┌──

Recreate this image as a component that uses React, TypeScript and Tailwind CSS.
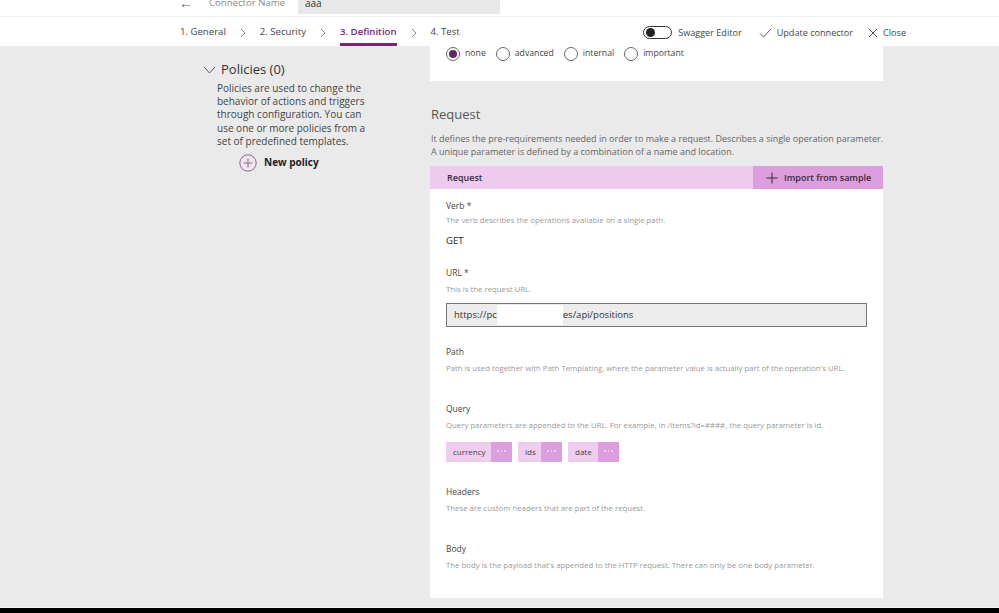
import React from 'react';

const font = { fontFamily: '"Open Sans", "Noto Sans", sans-serif' };

function Chevron() {
  return (
    <svg width="8" height="10" viewBox="0 0 8 10" className="text-[#888]">
      <path d="M2 1l4 4-4 4" fill="none" stroke="currentColor" strokeWidth="1" />
    </svg>
  );
}

function Radio({ label, checked }: { label: string; checked?: boolean }) {
  return (
    <div className="flex items-center gap-[5px]">
      <span className="w-[14px] h-[14px] rounded-full border border-[#666] flex items-center justify-center bg-white">
        {checked && <span className="w-[8px] h-[8px] rounded-full bg-[#5c2a5c]" />}
      </span>
      <span className="text-[8.7px] text-[#444]">{label}</span>
    </div>
  );
}

function Field({ label, desc, gap = 'mt-[4px]', children }: { label: string; desc: string; gap?: string; children?: React.ReactNode }) {
  return (
    <div>
      <div className="text-[8.5px] text-[#444] leading-[12px]">{label}</div>
      <div className={`${gap} text-[7.8px] text-[#9a9a9a] leading-[12px]`}>{desc}</div>
      {children}
    </div>
  );
}

function Chip({ name, w }: { name: string; w: string }) {
  return (
    <div className="flex h-[20px]">
      <div className={`${w} bg-[#efcdef] text-[8px] text-[#444] flex items-center pl-[7px]`}>{name}</div>
      <div className="w-[21px] bg-[#dc9edc] flex items-center justify-center gap-[2px] pb-[2px]">
        <span className="w-[1.5px] h-[1.5px] rounded-full bg-[#f3dcf3]" />
        <span className="w-[1.5px] h-[1.5px] rounded-full bg-[#f3dcf3]" />
        <span className="w-[1.5px] h-[1.5px] rounded-full bg-[#f3dcf3]" />
      </div>
    </div>
  );
}

export default function App() {
  return (
    <div style={font} className="w-[999px] h-[613px] overflow-hidden bg-[#eaeaea] flex flex-col">
      {/* top strip, page scrolled so it is cut */}
      <div className="h-[17px] bg-white border-b border-[#efefef] overflow-hidden shrink-0">
        <div className="flex items-center h-[24px] -mt-[9px] pl-[179px]">
          <span className="text-[14px] text-[#666] leading-none">←</span>
          <span className="ml-[16px] text-[9.6px] text-[#888]">Connector Name</span>
          <div className="ml-[13px] w-[202px] h-[22px] bg-[#e8e8e8] flex items-center pl-[7px] text-[10px] text-[#333]">
            aaa
          </div>
        </div>
      </div>

      {/* steps */}
      <div className="h-[29px] bg-white flex items-stretch shrink-0">
        <div className="flex items-stretch pl-[180px] text-[9.6px] text-[#444]">
          <div className="flex items-center pt-[2px]">1. General</div>
          <div className="flex items-center px-[13px] pt-[2px]"><Chevron /></div>
          <div className="flex items-center pt-[2px]">2. Security</div>
          <div className="flex items-center px-[13px] pt-[2px]"><Chevron /></div>
          <div className="flex items-center border-b-[3px] border-[#742774] pt-[5px] text-[#742774] font-semibold">3. Definition</div>
          <div className="flex items-center px-[13px] pt-[2px]"><Chevron /></div>
          <div className="flex items-center pt-[2px]">4. Test</div>
        </div>
        <div className="flex items-center ml-auto pr-[93px] pt-[2px] text-[9.1px] text-[#444]">
          <div className="w-[29px] h-[13px] rounded-full border border-[#333] flex items-center pl-[2px]">
            <span className="w-[9px] h-[9px] rounded-full bg-[#222]" />
          </div>
          <span className="ml-[6px]">Swagger Editor</span>
          <svg width="13" height="10" viewBox="0 0 13 10" className="ml-[17px]">
            <path d="M1 5.5l3.5 3.5L12 1" fill="none" stroke="#555" strokeWidth="1" />
          </svg>
          <span className="ml-[5px]">Update connector</span>
          <svg width="10" height="10" viewBox="0 0 10 10" className="ml-[15px]">
            <path d="M1 1l8 8M9 1l-8 8" fill="none" stroke="#555" strokeWidth="1" />
          </svg>
          <span className="ml-[5px]">Close</span>
        </div>
      </div>

      {/* main */}
      <div className="flex flex-1 min-h-0">
        <div className="w-[430px] pl-[203px] pt-[14px] shrink-0">
          <div className="flex items-center gap-[5px]">
            <svg width="13" height="8" viewBox="0 0 13 8">
              <path d="M1 1l5.5 6L12 1" fill="none" stroke="#555" strokeWidth="1" />
            </svg>
            <span className="text-[13px] text-[#333]">Policies (0)</span>
          </div>
          <p className="ml-[14px] mt-[2px] w-[150px] text-[10px] leading-[13.4px] text-[#444]">
            Policies are used to change the behavior of actions and triggers through configuration. You can use one or more policies from a set of predefined templates.
          </p>
          <div className="flex items-center ml-[36px] mt-[5px] gap-[7px]">
            <svg width="18" height="18" viewBox="0 0 18 18">
              <circle cx="9" cy="9" r="8.2" fill="none" stroke="#9b5d9b" strokeWidth="1" />
              <path d="M9 4.5v9M4.5 9h9" stroke="#9b5d9b" strokeWidth="1" />
            </svg>
            <span className="text-[10px] font-bold text-[#222]">New policy</span>
          </div>
        </div>

        <div className="w-[453px] shrink-0 flex flex-col">
          <div className="h-[35px] bg-white flex items-start pt-[1px] pl-[16px] gap-[10px]">
            <Radio label="none" checked />
            <Radio label="advanced" />
            <Radio label="internal" />
            <Radio label="important" />
          </div>

          <div className="pl-[1px] mt-[25px] text-[13px] text-[#555] leading-[16px]">Request</div>
          <div className="pl-[1px] mt-[10px] text-[9px] leading-[13px] text-[#666] whitespace-nowrap">
            <div>It defines the pre-requirements needed in order to make a request. Describes a single operation parameter.</div>
            <div>A unique parameter is defined by a combination of a name and location.</div>
          </div>

          <div className="mt-[8px] h-[23px] flex bg-[#eecbee]">
            <div className="flex-1 flex items-center pl-[17px] text-[9px] font-semibold text-[#3a2b3a]">Request</div>
            <div className="w-[130px] bg-[#dc9edc] flex items-center pl-[13px] gap-[6px] text-[9px] font-semibold text-[#3a2b3a]">
              <svg width="12" height="12" viewBox="0 0 12 12">
                <path d="M6 0.5v11M0.5 6h11" stroke="#3a2b3a" strokeWidth="1" />
              </svg>
              Import from sample
            </div>
          </div>

          <div className="h-[409px] bg-white pl-[16px] pr-[16px] pt-[11px] flex flex-col">
            <Field label="Verb *" desc="The verb describes the operations available on a single path." gap="mt-[2px]">
              <div className="mt-[8px] text-[9.5px] text-[#222] leading-[14px]">GET</div>
            </Field>
            <div className="mt-[19px]">
              <Field label="URL *" desc="This is the request URL.">
                <div className="mt-[8px] h-[24px] bg-[#ececec] border border-[#777] flex items-center pl-[7px] text-[9.5px] text-[#333]">
                  <span>https://pc</span>
                  <span className="w-[66px] h-[20px] bg-white" />
                  <span>es/api/positions</span>
                </div>
              </Field>
            </div>
            <div className="mt-[19px]">
              <Field label="Path" desc="Path is used together with Path Templating, where the parameter value is actually part of the operation's URL." />
            </div>
            <div className="mt-[29px]">
              <Field label="Query" desc="Query parameters are appended to the URL. For example, in /items?id=####, the query parameter is id.">
                <div className="mt-[11px] flex gap-[6px]">
                  <Chip name="currency" w="w-[45px]" />
                  <Chip name="ids" w="w-[23px]" />
                  <Chip name="date" w="w-[30px]" />
                </div>
              </Field>
            </div>
            <div className="mt-[24px]">
              <Field label="Headers" desc="These are custom headers that are part of the request." />
            </div>
            <div className="mt-[29px]">
              <Field label="Body" desc="The body is the payload that's appended to the HTTP request. There can only be one body parameter." />
            </div>
          </div>
        </div>
      </div>

      <div className="h-[6px] bg-black border-t border-[#f4f4f4] shrink-0" />
    </div>
  );
}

└──

§ Goal of the exercise: Gather each line holding the string "that".

§ Final result:
Recreate this image as a component that uses React, TypeScript and Tailwind CSS.
              <Field label="Headers" desc="These are custom headers that are part of the request." />
              <Field label="Body" desc="The body is the payload that's appended to the HTTP request. There can only be one body parameter." />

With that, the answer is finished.